People who feel lost in life but are secretly on the right path usually display these 9 habits

Ever had that nagging sense that you have no idea what you’re doing with your life, only to discover later that you were actually making all the right moves?

I’ve been there more times than I’d like to admit. As a practicing counselor (and a long-time overthinker), I’ve noticed that feeling lost can, ironically, be a sign that something is going right beneath the surface.

I know—when you’re stuck in that limbo, it’s not a walk in the park. But trust me, there are habits that indicate you’re inching toward the life you really want, even if it doesn’t feel that way right now.

Let’s explore these nine habits. Chances are, if you see yourself in them, you’re in a better place than you think.

1) They keep questioning their path

People who appear lost are usually the ones who can’t stop asking themselves questions: “Is this career right for me? Do I really enjoy living in this city? What if I tried something different?”

I’ve been there in my own life. Years ago, I was juggling a small counseling practice and wrestling with the idea of expanding into writing. My mind kept me up at night with a million questions—Was I qualified enough? Would people read what I wrote?

In hindsight, that relentless questioning was my brain’s way of signaling that I wanted more out of life.

Tony Robbins often says, “The quality of your life is the quality of your questions.” When you’re constantly in inquiry-mode, you’re refusing to settle.
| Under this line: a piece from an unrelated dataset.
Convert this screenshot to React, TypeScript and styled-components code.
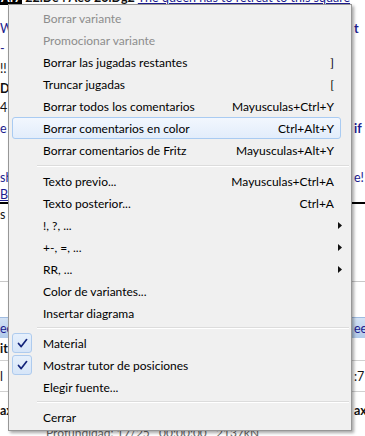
import React from "react";
import styled, { createGlobalStyle } from "styled-components";

const Global = createGlobalStyle`
  html, body { margin: 0; padding: 0; background: #ffffff; }
  body { font-family: Lato, "Noto Sans", sans-serif; }
`;

const Page = styled.div`
  position: relative;
  width: 365px;
  height: 436px;
  overflow: hidden;
  background: #ffffff;
`;

/* ---------- background application (mostly hidden behind menu) ---------- */

const Backdrop = styled.div`
  display: flex;
  flex-direction: column;
  width: 365px;
  font-family: Lato, "Noto Sans", sans-serif;
  font-size: 12.5px;
  color: #111;
`;

const TopLine = styled.div`
  height: 16px;
  line-height: 16px;
  margin-top: -10px;
  white-space: nowrap;
  font-weight: 700;
  overflow: hidden;
`;

const MoveMark = styled.span`
  background: #000;
  color: #fff;
  padding: 0 1px;
`;

const Link = styled.span<{ $bold?: boolean }>`
  color: #1c1c8e;
  text-decoration: underline;
  font-weight: ${(p) => (p.$bold ? 700 : 400)};
`;

const Row = styled.div<{ $h: number }>`
  display: grid;
  grid-template-columns: 1fr 11px;
  height: ${(p) => p.$h}px;
  align-items: center;
  white-space: nowrap;
  overflow: hidden;
`;

const Frag = styled.span<{ $c?: string; $bold?: boolean; $u?: boolean }>`
  overflow: hidden;
  color: ${(p) => p.$c || "#111"};
  font-weight: ${(p) => (p.$bold ? 700 : 400)};
  text-decoration: ${(p) => (p.$u ? "underline" : "none")};
`;

const Rule = styled.div<{ $c: string; $t: number }>`
  height: ${(p) => p.$t}px;
  background: ${(p) => p.$c};
`;

const Bar = styled.div`
  display: grid;
  grid-template-columns: 1fr 11px;
  height: 20px;
  align-items: center;
  background: linear-gradient(#d3e2f5, #b2cbea);
  border-top: 1px solid #9fbbe0;
  color: #1c1c8e;
  white-space: nowrap;
  overflow: hidden;
`;

const Status = styled.div`
  height: 14px;
  line-height: 14px;
  padding-left: 46px;
  color: #666;
  font-size: 12px;
  white-space: nowrap;
`;

/* ---------- context menu ---------- */

const Menu = styled.div`
  position: absolute;
  left: 8px;
  top: 4px;
  width: 344px;
  box-sizing: border-box;
  padding: 2px;
  background: #f0f0f0;
  border: 1px solid #979797;
  box-shadow: 2px 2px 3px rgba(0, 0, 0, 0.35);
  font-family: Lato, "Noto Sans", sans-serif;
  font-size: 12px;
  color: #000;
  display: flex;
  flex-direction: column;
`;

const Item = styled.div<{ $active?: boolean; $disabled?: boolean }>`
  position: relative;
  isolation: isolate;
  display: grid;
  grid-template-columns: 32px 1fr auto 15px;
  align-items: center;
  height: 22px;
  white-space: nowrap;
  color: ${(p) => (p.$disabled ? "#8d8d8d" : "#000")};

  &::before {
    content: "";
    display: ${(p) => (p.$active ? "block" : "none")};
    position: absolute;
    top: 0;
    bottom: 0;
    left: 1px;
    right: 8px;
    z-index: -1;
    border: 1px solid #a9cbf2;
    border-radius: 3px;
    background: linear-gradient(#f2f7fe, #e2edfb);
  }
`;

const Gutter = styled.div`
  display: flex;
  align-items: center;
  height: 100%;
`;

const CheckBox = styled.div`
  margin-left: 1px;
  width: 20px;
  height: 20px;
  box-sizing: border-box;
  border: 1px solid #aecbee;
  border-radius: 3px;
  background: linear-gradient(#e6f0fc, #d6e5f8);
  display: flex;
  align-items: center;
  justify-content: center;
`;

const Label = styled.span``;

const Shortcut = styled.span`
  text-align: right;
  padding-left: 24px;
`;

const ArrowCell = styled.div`
  display: flex;
  align-items: center;
  padding-left: 4px;
`;

const Separator = styled.div<{ $h: number }>`
  height: ${(p) => p.$h}px;
  display: flex;
  flex-direction: column;
  justify-content: center;
  padding-left: 26px;

  &::before {
    content: "";
    display: block;
    height: 1px;
    background: #dcdcdc;
  }
  &::after {
    content: "";
    display: block;
    height: 1px;
    background: #ffffff;
  }
`;

type Entry =
  | { sep: number }
  | {
      label: string;
      shortcut?: string;
      disabled?: boolean;
      active?: boolean;
      sub?: boolean;
      checked?: boolean;
    };

const entries: Entry[] = [
  { label: "Borrar variante", disabled: true },
  { label: "Promocionar variante", disabled: true },
  { label: "Borrar las jugadas restantes", shortcut: "]" },
  { label: "Truncar jugadas", shortcut: "[" },
  { label: "Borrar todos los comentarios", shortcut: "Mayusculas+Ctrl+Y" },
  { label: "Borrar comentarios en color", shortcut: "Ctrl+Alt+Y", active: true },
  { label: "Borrar comentarios de Fritz", shortcut: "Mayusculas+Alt+Y" },
  { sep: 9 },
  { label: "Texto previo...", shortcut: "Mayusculas+Ctrl+A" },
  { label: "Texto posterior...", shortcut: "Ctrl+A" },
  { label: "!, ?, ...", sub: true },
  { label: "+-, =, ...", sub: true },
  { label: "RR, ...", sub: true },
  { label: "Color de variantes..." },
  { label: "Insertar diagrama" },
  { sep: 8 },
  { label: "Material", checked: true },
  { label: "Mostrar tutor de posiciones", checked: true },
  { label: "Elegir fuente..." },
  { sep: 8 },
  { label: "Cerrar" },
];

const Check = () => (
  <svg width="11" height="11" viewBox="0 0 11 11">
    <path d="M1.5 5.5 L4.2 8.6 L9.6 1.6" fill="none" stroke="#12237a" strokeWidth="1.7" strokeLinecap="round" strokeLinejoin="round" />
  </svg>
);

const Arrow = () => (
  <svg width="4" height="7" viewBox="0 0 4 7">
    <polygon points="0,0 4,3.5 0,7" fill="#111" />
  </svg>
);

export default function App() {
  return (
    <Page>
      <Global />
      <Backdrop>
        <TopLine>
          <MoveMark>Af7</MoveMark> 22.De4 Ae6 23.Dg2{" "}
          <Link>The queen has to retreat to this square</Link>
        </TopLine>
        <Row $h={12} />
        <Row $h={20}>
          <Frag $c="#1c1c8e">White</Frag>
          <Frag $c="#1c1c8e" $bold>
            t
          </Frag>
        </Row>
        <Row $h={20}>
          <Frag $c="#1c1c8e">- .</Frag>
          <Frag />
        </Row>
        <Row $h={21}>
          <Frag>!!</Frag>
          <Frag />
        </Row>
        <Row $h={19}>
          <Frag $bold>Dxe4</Frag>
          <Frag />
        </Row>
        <Row $h={19}>
          <Frag>4</Frag>
          <Frag />
        </Row>
        <Row $h={23}>
          <Frag $c="#1c1c8e">e</Frag>
          <Frag $c="#1c1c8e" $bold>
            if
          </Frag>
        </Row>
        <Row $h={27} />
        <Row $h={20}>
          <Frag $c="#1c1c8e">sh</Frag>
          <Frag $c="#1c1c8e">e!</Frag>
        </Row>
        <Row $h={15}>
          <Frag $c="#1c1c8e" $u>
            Bl
          </Frag>
          <Frag />
        </Row>
        <Rule $c="#000" $t={2} />
        <Row $h={20}>
          <Frag>s</Frag>
          <Frag />
        </Row>
        <Row $h={57} />
        <Rule $c="#c8c8c8" $t={1} />
        <Row $h={35} />
        <Bar>
          <span>ee</span>
          <span>ee</span>
        </Bar>
        <Row $h={20}>
          <Frag $bold>it</Frag>
          <Frag />
        </Row>
        <Row $h={2} />
        <Rule $c="#d0d0d0" $t={1} />
        <Row $h={30}>
          <Frag>l</Frag>
          <Frag>:71</Frag>
        </Row>
        <Rule $c="#d0d0d0" $t={1} />
        <Row $h={8} />
        <Row $h={20}>
          <Frag $bold>ax</Frag>
          <Frag $bold>ax</Frag>
        </Row>
        <Row $h={6} />
        <Status>Profundidad: 17/25&nbsp;&nbsp;&nbsp;00:00:00&nbsp;&nbsp;&nbsp;2137kN</Status>
      </Backdrop>

      <Menu>
        {entries.map((e, i) =>
          "sep" in e ? (
            <Separator key={i} $h={e.sep} />
          ) : (
            <Item key={i} $active={e.active} $disabled={e.disabled}>
              <Gutter>
                {e.checked && (
                  <CheckBox>
                    <Check />
                  </CheckBox>
                )}
              </Gutter>
              <Label>{e.label}</Label>
              <Shortcut>{e.shortcut}</Shortcut>
              <ArrowCell>{e.sub && <Arrow />}</ArrowCell>
            </Item>
          )
        )}
      </Menu>
    </Page>
  );
}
Rather than coasting on autopilot, you’re challenging yourself to consider alternatives and possibilities.

Those who never ask “Why?” or “What if?” might actually be stuck, while you, the one feeling “lost,” are simply exploring new horizons.
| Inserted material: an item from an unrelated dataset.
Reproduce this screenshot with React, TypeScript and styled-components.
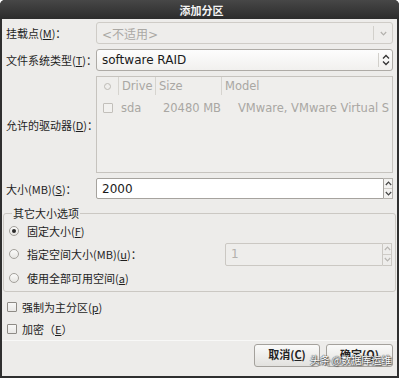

2) They experiment with small changes

If you’re unsure about your future but find yourself tinkering with new routines, pursuing fresh interests, or switching up your daily schedule, you might be on the right path without even knowing it.

One of the biggest indicators of personal growth is the willingness to try something different—even if it’s a minor tweak.
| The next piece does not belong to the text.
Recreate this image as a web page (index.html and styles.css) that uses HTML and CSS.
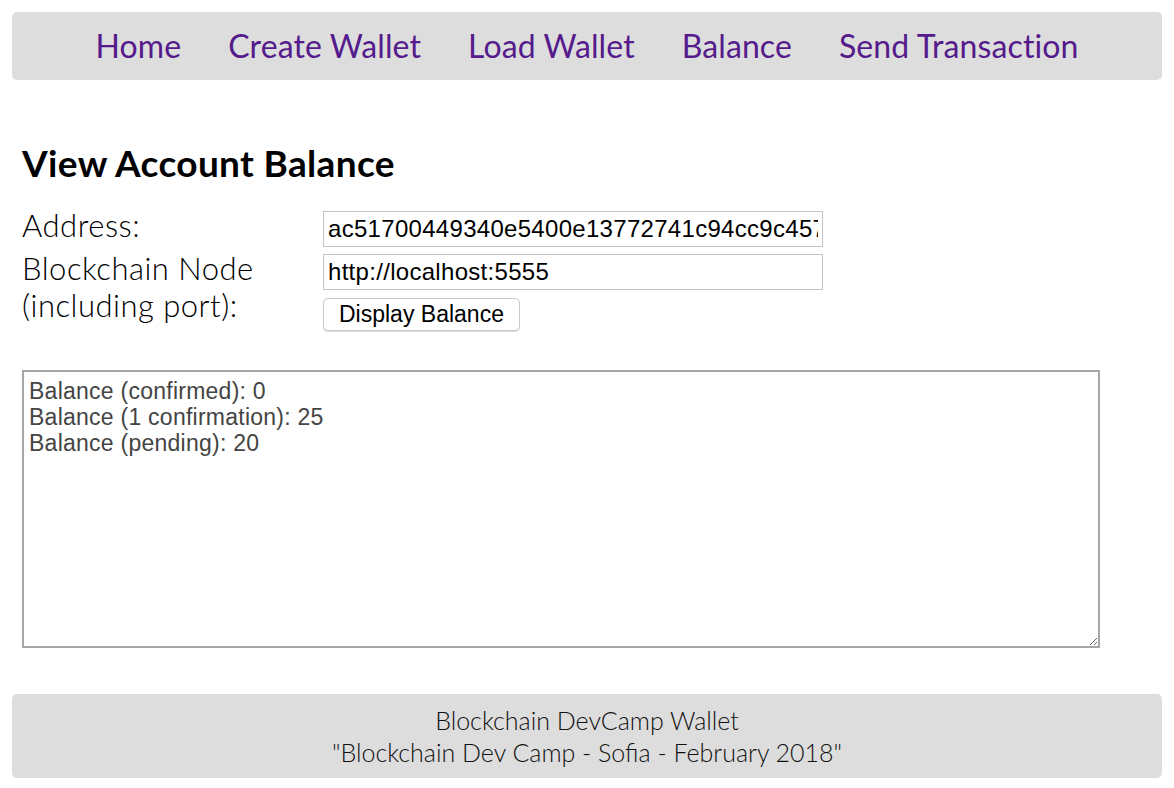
FILE: index.html
```html
<!DOCTYPE html>
<html>
<head>
<meta charset="utf-8">
<link rel="stylesheet" href="styles.css">
</head>
<body>
<header class="menu">
  <a href="#">Home</a>
  <a href="#">Create Wallet</a>
  <a href="#">Load Wallet</a>
  <a href="#">Balance</a>
  <a href="#">Send Transaction</a>
</header>
<main class="content">
  <h1 class="title">View Account Balance</h1>
  <div class="form">
    <label class="label label-first">Address:</label>
    <div class="field"><input class="input" type="text" value="ac51700449340e5400e13772741c94cc9c4577ad"></div>
    <label class="label label-second">Blockchain Node (including port):</label>
    <div class="field">
      <input class="input" type="text" value="http://localhost:5555">
      <button class="btn">Display Balance</button>
    </div>
  </div>
  <textarea class="output" readonly>Balance (confirmed): 0
Balance (1 confirmation): 25
Balance (pending): 20</textarea>
</main>
<footer class="footer">
  <div>Blockchain DevCamp Wallet</div>
  <div>"Blockchain Dev Camp - Sofia - February 2018"</div>
</footer>
</body>
</html>
```
FILE: styles.css
```css
html, body { background: #fff; }
body {
  margin: 12px;
  font-family: Lato, "Open Sans", sans-serif;
  color: #000;
}
.menu {
  background: #dddddd;
  border-radius: 5px;
  height: 68px;
  display: flex;
  justify-content: center;
  align-items: center;
  gap: 47px;
}
.menu a {
  color: #551a8b;
  text-decoration: none;
  font-size: 32px;
  line-height: 1;
  letter-spacing: 0.1px;
}
.content {
  padding: 0 10px;
}
.title {
  margin: 62px 0 27px;
  font-size: 37px;
  font-weight: 700;
  line-height: 42px;
  letter-spacing: 0.35px;
}
.form {
  display: grid;
  grid-template-columns: 301px 500px;
  row-gap: 7px;
  align-items: start;
}
.label {
  font-weight: 300;
  font-size: 31px;
  line-height: 37px;
  letter-spacing: 0.5px;
}
.label-first { line-height: 32px; margin-top: -2px; }
.label-second { margin-top: -4px; }
.field {
  display: flex;
  flex-direction: column;
  align-items: flex-start;
  gap: 8px;
}
.input {
  box-sizing: border-box;
  width: 500px;
  height: 36px;
  margin: 0;
  border: 1px solid #c4c4c4;
  padding: 0 4px;
  font-family: "Liberation Sans", Arial, sans-serif;
  font-size: 24px;
  letter-spacing: 0.3px;
  color: #000;
  background: #fff;
  outline: none;
}
.btn {
  box-sizing: border-box;
  height: 33px;
  padding: 0 15px;
  margin: 0;
  border: 1px solid #c8c8c8;
  border-radius: 5px;
  background: #fff;
  box-shadow: 0 1px 1px rgba(0,0,0,0.15);
  font-family: "Liberation Sans", Arial, sans-serif;
  font-size: 23px;
  color: #000;
}
.output {
  display: block;
  box-sizing: border-box;
  width: 1078px;
  height: 278px;
  margin: 39px 0 46px;
  border: 2px solid #a6a6a6;
  padding: 6px 5px 4px;
  font-family: "Liberation Sans", Arial, sans-serif;
  font-size: 23px;
  letter-spacing: 0.25px;
  line-height: 26px;
  color: #444;
  resize: both;
  outline: none;
}
.footer {
  background: #dddddd;
  border-radius: 5px;
  height: 84px;
  box-sizing: border-box;
  padding-top: 10px;
  text-align: center;
  font-weight: 300;
  font-size: 25px;
  line-height: 32px;
  color: #111;
}
```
For instance, I recall a period when I was testing out new fitness routines (yoga in the mornings, weightlifting in the evenings), changing my morning beverage from coffee to green tea, and seeing how I felt after a week. None of these experiments felt like a major life change. Yet, one by one, these small shifts added up to a healthier, more energized version of me.

As leadership guru Stephen Covey has noted, big transformations are often the result of “small daily changes, repeated over time.” So if you’re out there experimenting, give yourself some credit. You might think you’re lost, but you’re actually gathering crucial data on what works and what doesn’t.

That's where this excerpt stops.